▶ [SET PROBLEM]
Copy out each line of the material in which the word "screenshot" appears.

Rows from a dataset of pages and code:

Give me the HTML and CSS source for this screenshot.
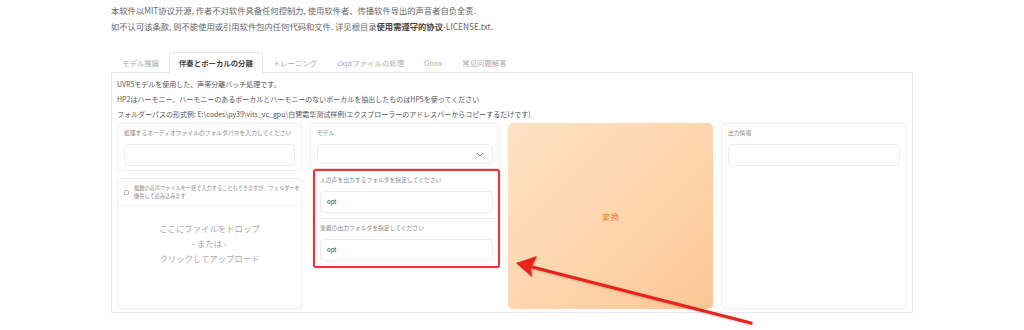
FILE: index.html
```html
<!DOCTYPE html>
<html lang="ja">
<head>
    <meta charset="UTF-8">
    <meta name="viewport" content="width=device-width, initial-scale=1.0">
    <title>UVR5 伴奏とボーカルの分離</title>
    <link rel="stylesheet" href="styles.css">
</head>
<body>
    <div class="page">
        <div class="intro">
            <p>本软件以MIT协议开源, 作者不对软件具备任何控制力, 使用软件者、传播软件导出的声音者自负全责.</p>
            <p>如不认可该条款, 则不能使用或引用软件包内任何代码和文件. 详见根目录<b>使用需遵守的协议</b>-LICENSE.txt.</p>
        </div>

        <div class="tabs">
            <span class="tab">モデル推論</span>
            <span class="tab active">伴奏とボーカルの分離</span>
            <span class="tab">トレーニング</span>
            <span class="tab">ckptファイルの処理</span>
            <span class="tab">Onnx</span>
            <span class="tab">常见问题解答</span>
        </div>

        <div class="panel">
            <div class="desc">
                <p>UVR5モデルを使用した、声帯分離バッチ処理です。</p>
                <p>HP2はハーモニー、ハーモニーのあるボーカルとハーモニーのないボーカルを抽出したものはHP5を使ってください</p>
                <p>フォルダーパスの形式例: E:\codes\py39\vits_vc_gpu\白鷺霜华测试样例(エクスプローラーのアドレスバーからコピーするだけです)</p>
            </div>

            <div class="row">
                <div class="col">
                    <div class="box">
                        <div class="label">処理するオーディオファイルのフォルダパスを入力してください</div>
                        <div class="input"></div>
                    </div>
                    <div class="box upload">
                        <div class="upload-head">
                            <span class="file-icon"></span>
                            <span>複数の音声ファイルを一括で入力することもできますが、フォルダーを<br>優先して読み込みます</span>
                        </div>
                        <div class="drop">
                            ここにファイルをドロップ<br>- または -<br>クリックしてアップロード
                        </div>
                    </div>
                </div>

                <div class="col">
                    <div class="box">
                        <div class="label">モデル</div>
                        <div class="input select">
                            <svg width="8" height="5" viewBox="0 0 8 5"><path d="M1 1l3 3 3-3" fill="none" stroke="#888" stroke-width="1"/></svg>
                        </div>
                    </div>
                    <div class="group">
                        <div class="group-item">
                            <div class="label">人の声を出力するフォルダを指定してください</div>
                            <div class="input text">opt</div>
                        </div>
                        <div class="group-item">
                            <div class="label">楽器の出力フォルダを指定してください</div>
                            <div class="input text">opt</div>
                        </div>
                    </div>
                </div>

                <button class="convert">変換</button>

                <div class="col">
                    <div class="box tall">
                        <div class="label">出力情報</div>
                        <div class="input"></div>
                    </div>
                </div>
            </div>
        </div>
    </div>

    <svg class="arrow" width="1024" height="330" viewBox="0 0 1024 330">
        <line x1="751" y1="323" x2="532" y2="267" stroke="#e8221c" stroke-width="3.2" stroke-linecap="round"/>
        <path d="M516 263 L537 256 L531 268 L532 277 Z" fill="#e8221c"/>
    </svg>
</body>
</html>
```

FILE: styles.css
```css
* {
    margin: 0;
    padding: 0;
    box-sizing: border-box;
}

body {
    font-family: "Noto Sans CJK JP", "Noto Sans", sans-serif;
    color: #555;
    background: white;
    width: 1024px;
    height: 330px;
    overflow: hidden;
    position: relative;
}

.page {
    width: 802px;
    margin: 0 auto;
}

.intro {
    padding-top: 2px;
    font-size: 8.3px;
    line-height: 16px;
    color: #666;
}

.intro b {
    color: #444;
}

.tabs {
    display: flex;
    margin-top: 18px;
    font-size: 7.4px;
    height: 21px;
}

.tab {
    padding: 0 9px;
    line-height: 20px;
    color: #aaa;
    border: 1px solid transparent;
    border-bottom: none;
}

.tab:first-child {
    padding-left: 10px;
}

.tab.active {
    color: #444;
    font-weight: bold;
    background: white;
    border-color: #e5e5e5;
    border-radius: 3px 3px 0 0;
    position: relative;
    z-index: 1;
    height: 21px;
}

.panel {
    border: 1px solid #e8e8e8;
    margin-top: -1px;
    height: 241px;
    padding: 4px 5px;
}

.desc {
    font-size: 7px;
    line-height: 15px;
    color: #555;
}

.row {
    display: grid;
    grid-template-columns: 185px 190px 205px 1fr;
    column-gap: 8px;
    margin-top: 1px;
    height: 186px;
}

.col {
    display: flex;
    flex-direction: column;
    gap: 7px;
}

.box {
    border: 1px solid #f0f0f0;
    border-radius: 4px;
    padding: 4px 6px 4px;
}

.label {
    font-size: 5.8px;
    line-height: 10px;
    color: #888;
    margin-bottom: 6px;
    white-space: nowrap;
}

.input {
    height: 22px;
    border: 1px solid #eeeeee;
    border-radius: 4px;
    background: white;
}

.select {
    height: 20px;
    display: flex;
    align-items: center;
    justify-content: flex-end;
    padding-right: 8px;
}

.text {
    font-size: 6px;
    line-height: 20px;
    padding-left: 6px;
    color: #444;
}

.upload {
    flex: 1;
    padding: 0;
    display: flex;
    flex-direction: column;
}

.upload-head {
    display: flex;
    gap: 5px;
    align-items: center;
    padding: 5px 4px 5px 6px;
    font-size: 5.2px;
    line-height: 8px;
    color: #888;
    white-space: nowrap;
    overflow: hidden;
    border-bottom: 1px solid #f3f3f3;
}

.file-icon {
    flex: none;
    width: 5px;
    height: 5px;
    border: 1px solid #bbb;
    border-radius: 1px;
}

.drop {
    flex: 1;
    display: flex;
    align-items: center;
    justify-content: center;
    text-align: center;
    font-size: 8.4px;
    line-height: 15px;
    color: #aaa;
    padding-bottom: 28px;
}

.group {
    margin: -7px 0 0 3px;
    border: 2px solid #e8343a;
    border-radius: 3px;
    box-shadow: 0 0 2px rgba(232, 52, 58, 0.35);
    background: white;
}

.group-item {
    padding: 4px 5px 5px;
}

.group-item + .group-item {
    border-top: 1px solid #f0f0f0;
}

.convert {
    border: none;
    border-radius: 5px;
    background: linear-gradient(135deg, #fee2c4 0%, #fdd5ad 55%, #fcc693 100%);
    color: #e4822f;
    font-family: "Noto Sans CJK JP", sans-serif;
    font-size: 8.5px;
}

.tall {
    height: 100%;
}

.arrow {
    position: absolute;
    top: 0;
    left: 0;
    pointer-events: none;
    filter: drop-shadow(1px 1px 1px rgba(0, 0, 0, 0.25));
}
```
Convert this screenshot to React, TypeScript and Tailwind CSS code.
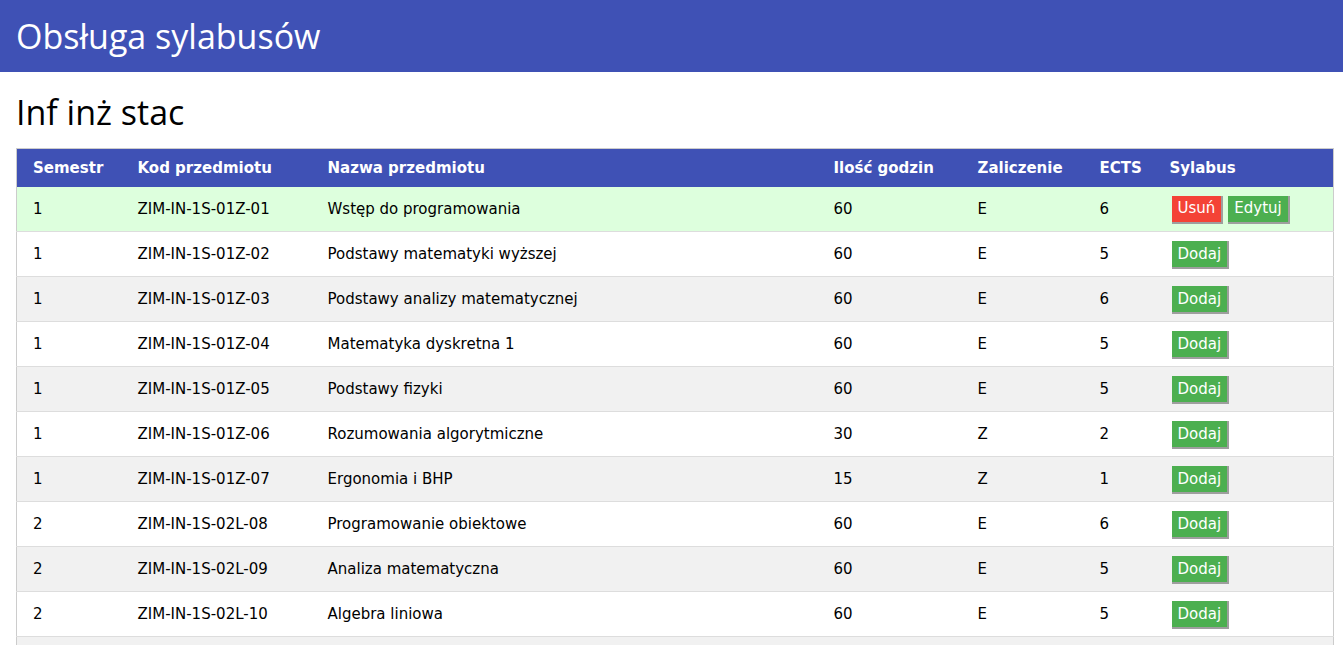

▶ [RESPONSE FOR THIS EXERCISE]
Give me the HTML and CSS source for this screenshot.
Convert this screenshot to React, TypeScript and Tailwind CSS code.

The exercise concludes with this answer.